DO THIS
Pictures are excluded. Copy exactly, and only, the lines from the one containing "Output the component" through the one containing "pb-[36px] pl-[25px] text-[24px]", both ends included.

MATERIAL
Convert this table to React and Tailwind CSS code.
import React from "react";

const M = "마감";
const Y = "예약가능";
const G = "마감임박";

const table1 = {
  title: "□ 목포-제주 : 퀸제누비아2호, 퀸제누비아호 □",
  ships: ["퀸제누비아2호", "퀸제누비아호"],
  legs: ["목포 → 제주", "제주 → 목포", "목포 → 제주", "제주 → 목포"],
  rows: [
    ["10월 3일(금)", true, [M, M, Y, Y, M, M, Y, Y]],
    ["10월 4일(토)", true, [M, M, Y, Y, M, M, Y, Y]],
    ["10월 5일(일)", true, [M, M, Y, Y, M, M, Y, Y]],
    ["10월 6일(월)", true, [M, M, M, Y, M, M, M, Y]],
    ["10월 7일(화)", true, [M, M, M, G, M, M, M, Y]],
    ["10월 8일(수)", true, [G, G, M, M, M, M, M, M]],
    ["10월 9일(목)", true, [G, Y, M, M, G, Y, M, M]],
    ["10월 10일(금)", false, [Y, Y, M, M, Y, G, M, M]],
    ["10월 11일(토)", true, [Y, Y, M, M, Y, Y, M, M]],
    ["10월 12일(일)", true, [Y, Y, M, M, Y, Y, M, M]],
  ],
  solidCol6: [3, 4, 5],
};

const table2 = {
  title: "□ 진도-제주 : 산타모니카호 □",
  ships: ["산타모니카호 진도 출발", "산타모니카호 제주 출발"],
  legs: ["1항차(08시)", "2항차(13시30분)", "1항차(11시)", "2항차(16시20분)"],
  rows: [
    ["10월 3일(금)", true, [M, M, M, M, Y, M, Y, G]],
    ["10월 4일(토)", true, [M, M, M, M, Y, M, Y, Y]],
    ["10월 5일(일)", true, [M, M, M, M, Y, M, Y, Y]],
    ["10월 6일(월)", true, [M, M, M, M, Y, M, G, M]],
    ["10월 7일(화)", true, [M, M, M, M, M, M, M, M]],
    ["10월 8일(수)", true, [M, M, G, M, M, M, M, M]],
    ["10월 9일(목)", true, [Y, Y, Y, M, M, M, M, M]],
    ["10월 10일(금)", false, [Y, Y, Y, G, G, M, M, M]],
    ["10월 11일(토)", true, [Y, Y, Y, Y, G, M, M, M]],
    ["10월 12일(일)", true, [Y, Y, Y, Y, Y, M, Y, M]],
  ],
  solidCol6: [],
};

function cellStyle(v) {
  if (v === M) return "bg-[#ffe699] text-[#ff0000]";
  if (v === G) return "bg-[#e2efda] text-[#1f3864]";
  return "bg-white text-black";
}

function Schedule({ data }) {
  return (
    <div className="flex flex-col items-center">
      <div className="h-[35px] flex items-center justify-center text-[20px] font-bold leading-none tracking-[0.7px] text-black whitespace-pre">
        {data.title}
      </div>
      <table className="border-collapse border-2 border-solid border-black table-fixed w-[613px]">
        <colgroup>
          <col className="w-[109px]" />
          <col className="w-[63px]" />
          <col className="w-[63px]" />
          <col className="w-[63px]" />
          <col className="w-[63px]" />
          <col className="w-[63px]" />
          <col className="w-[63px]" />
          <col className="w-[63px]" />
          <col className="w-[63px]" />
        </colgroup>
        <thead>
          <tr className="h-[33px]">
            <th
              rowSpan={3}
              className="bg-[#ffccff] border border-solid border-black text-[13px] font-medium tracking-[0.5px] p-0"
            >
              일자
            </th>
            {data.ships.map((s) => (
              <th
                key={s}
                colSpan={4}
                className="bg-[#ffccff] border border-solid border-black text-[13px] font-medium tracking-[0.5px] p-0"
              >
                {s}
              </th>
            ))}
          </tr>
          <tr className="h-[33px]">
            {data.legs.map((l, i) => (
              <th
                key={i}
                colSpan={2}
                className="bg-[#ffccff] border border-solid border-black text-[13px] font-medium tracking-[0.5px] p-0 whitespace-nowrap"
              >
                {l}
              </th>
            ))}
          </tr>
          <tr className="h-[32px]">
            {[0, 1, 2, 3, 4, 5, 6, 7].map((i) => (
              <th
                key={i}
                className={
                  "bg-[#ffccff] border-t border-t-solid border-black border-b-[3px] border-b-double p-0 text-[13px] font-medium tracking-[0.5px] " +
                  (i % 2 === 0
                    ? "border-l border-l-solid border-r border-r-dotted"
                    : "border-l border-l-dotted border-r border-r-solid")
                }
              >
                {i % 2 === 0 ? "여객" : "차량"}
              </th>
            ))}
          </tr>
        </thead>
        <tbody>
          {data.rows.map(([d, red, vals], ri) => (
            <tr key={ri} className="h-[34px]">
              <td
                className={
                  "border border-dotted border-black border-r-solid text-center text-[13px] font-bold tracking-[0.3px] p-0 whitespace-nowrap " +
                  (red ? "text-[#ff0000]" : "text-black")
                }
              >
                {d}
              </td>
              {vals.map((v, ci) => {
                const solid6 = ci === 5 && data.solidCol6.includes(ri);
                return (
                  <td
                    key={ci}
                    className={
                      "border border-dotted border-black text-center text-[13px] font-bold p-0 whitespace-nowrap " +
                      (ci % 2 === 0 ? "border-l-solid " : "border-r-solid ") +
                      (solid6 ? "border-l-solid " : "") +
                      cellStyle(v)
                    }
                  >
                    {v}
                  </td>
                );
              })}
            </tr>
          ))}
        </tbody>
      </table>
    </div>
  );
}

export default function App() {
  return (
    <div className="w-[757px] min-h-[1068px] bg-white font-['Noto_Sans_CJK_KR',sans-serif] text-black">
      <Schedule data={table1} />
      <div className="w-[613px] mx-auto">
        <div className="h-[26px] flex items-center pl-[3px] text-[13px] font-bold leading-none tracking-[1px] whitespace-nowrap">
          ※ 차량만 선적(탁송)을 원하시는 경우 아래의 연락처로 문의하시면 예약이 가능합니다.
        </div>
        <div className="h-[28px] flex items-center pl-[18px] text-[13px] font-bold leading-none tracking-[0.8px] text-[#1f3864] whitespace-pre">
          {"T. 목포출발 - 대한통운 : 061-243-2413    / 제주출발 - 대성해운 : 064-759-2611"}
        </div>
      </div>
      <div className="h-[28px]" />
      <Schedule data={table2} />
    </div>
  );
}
--
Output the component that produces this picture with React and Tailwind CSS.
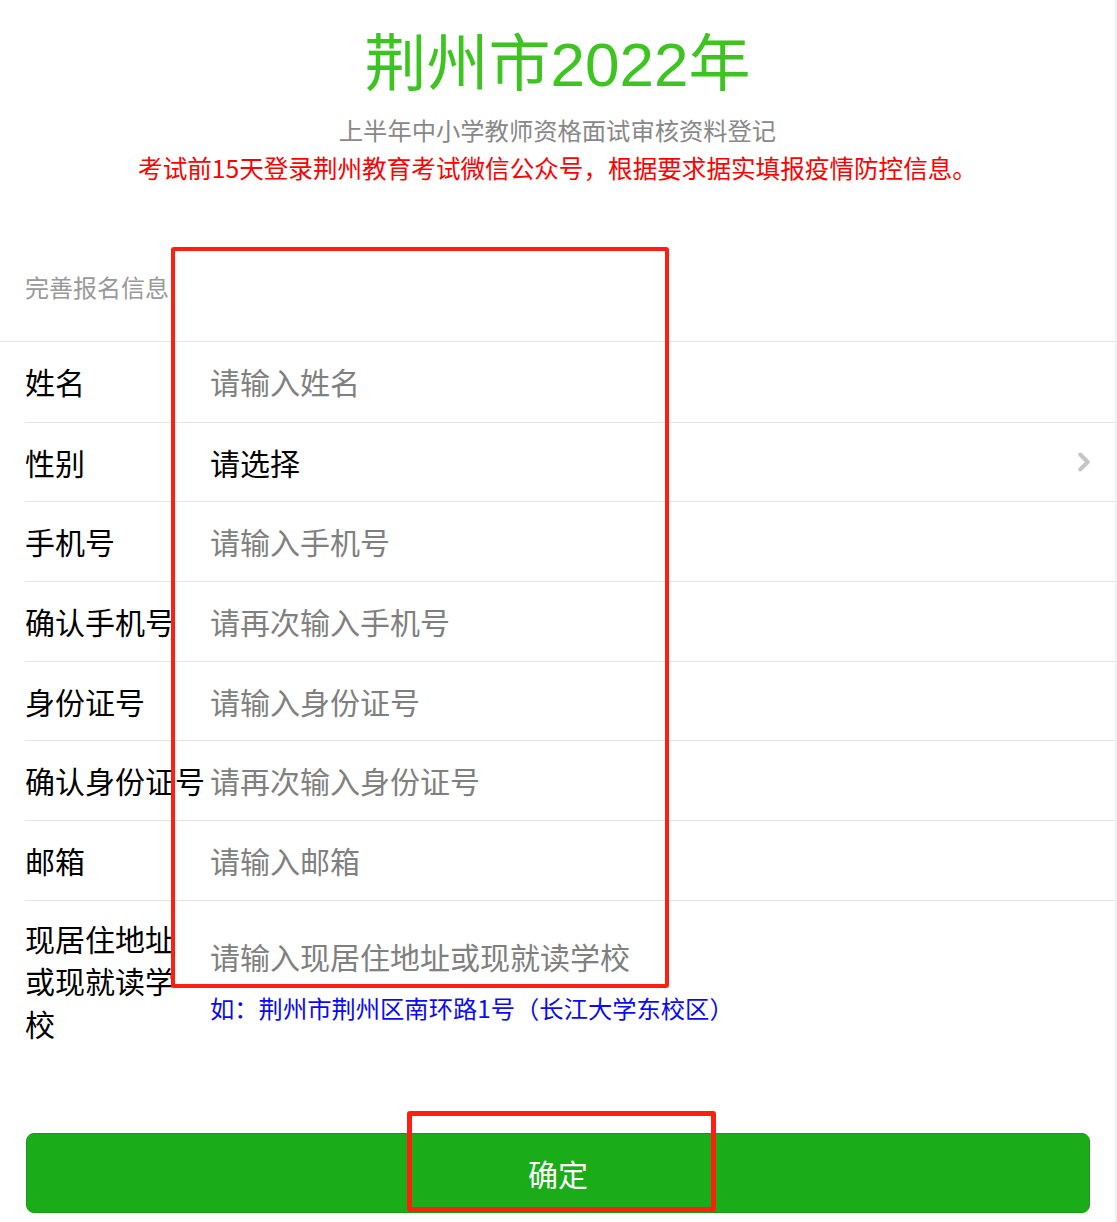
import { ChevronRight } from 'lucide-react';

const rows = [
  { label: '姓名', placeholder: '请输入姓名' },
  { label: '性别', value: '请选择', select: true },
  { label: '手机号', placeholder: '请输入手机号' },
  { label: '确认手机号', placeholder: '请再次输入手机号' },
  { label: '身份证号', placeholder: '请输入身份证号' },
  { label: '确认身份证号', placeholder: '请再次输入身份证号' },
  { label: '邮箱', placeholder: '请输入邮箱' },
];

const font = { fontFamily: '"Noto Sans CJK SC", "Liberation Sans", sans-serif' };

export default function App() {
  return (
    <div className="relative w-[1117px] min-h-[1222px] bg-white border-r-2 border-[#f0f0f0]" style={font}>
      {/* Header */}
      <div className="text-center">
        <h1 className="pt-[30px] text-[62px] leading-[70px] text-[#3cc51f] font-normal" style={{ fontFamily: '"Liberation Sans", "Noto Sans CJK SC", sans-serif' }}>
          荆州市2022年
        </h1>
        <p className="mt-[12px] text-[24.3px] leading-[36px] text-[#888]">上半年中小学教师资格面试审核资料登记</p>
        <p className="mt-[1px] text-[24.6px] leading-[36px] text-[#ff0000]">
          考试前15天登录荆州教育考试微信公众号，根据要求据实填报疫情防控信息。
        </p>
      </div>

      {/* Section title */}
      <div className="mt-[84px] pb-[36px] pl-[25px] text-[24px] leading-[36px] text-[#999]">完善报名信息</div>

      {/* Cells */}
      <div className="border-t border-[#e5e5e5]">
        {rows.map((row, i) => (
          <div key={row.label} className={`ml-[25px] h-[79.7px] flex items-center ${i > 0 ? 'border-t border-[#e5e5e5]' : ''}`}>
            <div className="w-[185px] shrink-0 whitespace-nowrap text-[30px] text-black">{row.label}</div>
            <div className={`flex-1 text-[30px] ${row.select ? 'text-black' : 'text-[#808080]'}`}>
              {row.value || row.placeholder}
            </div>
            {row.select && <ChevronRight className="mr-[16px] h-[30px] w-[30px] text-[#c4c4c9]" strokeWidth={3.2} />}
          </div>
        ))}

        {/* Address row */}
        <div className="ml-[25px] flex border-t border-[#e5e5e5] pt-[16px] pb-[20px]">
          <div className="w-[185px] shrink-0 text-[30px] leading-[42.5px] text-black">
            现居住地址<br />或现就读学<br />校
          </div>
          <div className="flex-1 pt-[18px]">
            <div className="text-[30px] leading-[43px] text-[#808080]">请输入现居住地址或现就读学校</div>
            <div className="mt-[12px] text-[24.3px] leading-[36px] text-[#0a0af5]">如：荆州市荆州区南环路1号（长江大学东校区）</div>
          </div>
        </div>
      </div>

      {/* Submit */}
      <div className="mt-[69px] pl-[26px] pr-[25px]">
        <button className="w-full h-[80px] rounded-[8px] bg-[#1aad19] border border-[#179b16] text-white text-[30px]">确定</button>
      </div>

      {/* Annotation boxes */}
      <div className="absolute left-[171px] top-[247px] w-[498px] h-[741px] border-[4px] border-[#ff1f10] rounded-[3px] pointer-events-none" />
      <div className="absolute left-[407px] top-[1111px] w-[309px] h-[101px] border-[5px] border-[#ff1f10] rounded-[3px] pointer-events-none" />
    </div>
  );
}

RESPONSE
Output the component that produces this picture with React and Tailwind CSS.
import { ChevronRight } from 'lucide-react';

const rows = [
  { label: '姓名', placeholder: '请输入姓名' },
  { label: '性别', value: '请选择', select: true },
  { label: '手机号', placeholder: '请输入手机号' },
  { label: '确认手机号', placeholder: '请再次输入手机号' },
  { label: '身份证号', placeholder: '请输入身份证号' },
  { label: '确认身份证号', placeholder: '请再次输入身份证号' },
  { label: '邮箱', placeholder: '请输入邮箱' },
];

const font = { fontFamily: '"Noto Sans CJK SC", "Liberation Sans", sans-serif' };

export default function App() {
  return (
    <div className="relative w-[1117px] min-h-[1222px] bg-white border-r-2 border-[#f0f0f0]" style={font}>
      {/* Header */}
      <div className="text-center">
        <h1 className="pt-[30px] text-[62px] leading-[70px] text-[#3cc51f] font-normal" style={{ fontFamily: '"Liberation Sans", "Noto Sans CJK SC", sans-serif' }}>
          荆州市2022年
        </h1>
        <p className="mt-[12px] text-[24.3px] leading-[36px] text-[#888]">上半年中小学教师资格面试审核资料登记</p>
        <p className="mt-[1px] text-[24.6px] leading-[36px] text-[#ff0000]">
          考试前15天登录荆州教育考试微信公众号，根据要求据实填报疫情防控信息。
        </p>
      </div>

      {/* Section title */}
      <div className="mt-[84px] pb-[36px] pl-[25px] text-[24px] leading-[36px] text-[#999]">完善报名信息</div>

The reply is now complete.